• [MATERIAL PROVIDED]:
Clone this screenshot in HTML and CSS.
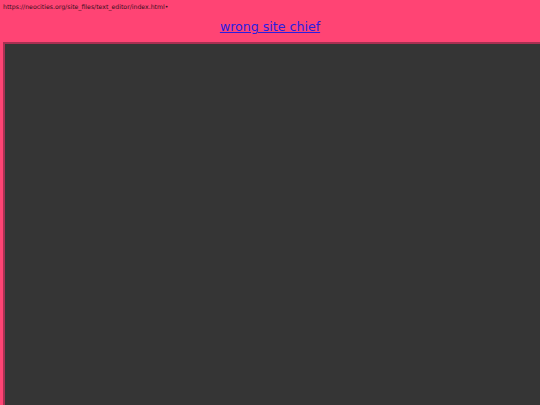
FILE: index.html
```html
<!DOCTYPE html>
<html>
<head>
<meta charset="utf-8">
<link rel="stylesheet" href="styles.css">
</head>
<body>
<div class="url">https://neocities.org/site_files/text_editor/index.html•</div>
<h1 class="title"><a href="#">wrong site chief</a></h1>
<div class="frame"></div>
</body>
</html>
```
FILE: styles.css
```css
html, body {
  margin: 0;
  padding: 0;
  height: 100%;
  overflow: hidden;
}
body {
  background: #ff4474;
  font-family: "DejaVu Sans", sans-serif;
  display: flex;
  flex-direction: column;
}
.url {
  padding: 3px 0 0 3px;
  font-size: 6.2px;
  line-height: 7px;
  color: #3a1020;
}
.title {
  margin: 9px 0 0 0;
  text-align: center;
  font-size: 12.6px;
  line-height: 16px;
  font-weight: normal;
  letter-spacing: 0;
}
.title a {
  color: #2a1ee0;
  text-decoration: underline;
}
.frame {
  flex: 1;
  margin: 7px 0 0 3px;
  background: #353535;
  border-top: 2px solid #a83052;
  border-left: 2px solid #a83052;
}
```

• [EXERCISE OBJECTIVE]: Transcribe the whole listing exactly. Pictures stay out of your copy.

• [FINAL RESULT]:
Clone this screenshot in HTML and CSS.
FILE: index.html
```html
<!DOCTYPE html>
<html>
<head>
<meta charset="utf-8">
<link rel="stylesheet" href="styles.css">
</head>
<body>
<div class="url">https://neocities.org/site_files/text_editor/index.html•</div>
<h1 class="title"><a href="#">wrong site chief</a></h1>
<div class="frame"></div>
</body>
</html>
```
FILE: styles.css
```css
html, body {
  margin: 0;
  padding: 0;
  height: 100%;
  overflow: hidden;
}
body {
  background: #ff4474;
  font-family: "DejaVu Sans", sans-serif;
  display: flex;
  flex-direction: column;
}
.url {
  padding: 3px 0 0 3px;
  font-size: 6.2px;
  line-height: 7px;
  color: #3a1020;
}
.title {
  margin: 9px 0 0 0;
  text-align: center;
  font-size: 12.6px;
  line-height: 16px;
  font-weight: normal;
  letter-spacing: 0;
}
.title a {
  color: #2a1ee0;
  text-decoration: underline;
}
.frame {
  flex: 1;
  margin: 7px 0 0 3px;
  background: #353535;
  border-top: 2px solid #a83052;
  border-left: 2px solid #a83052;
}
```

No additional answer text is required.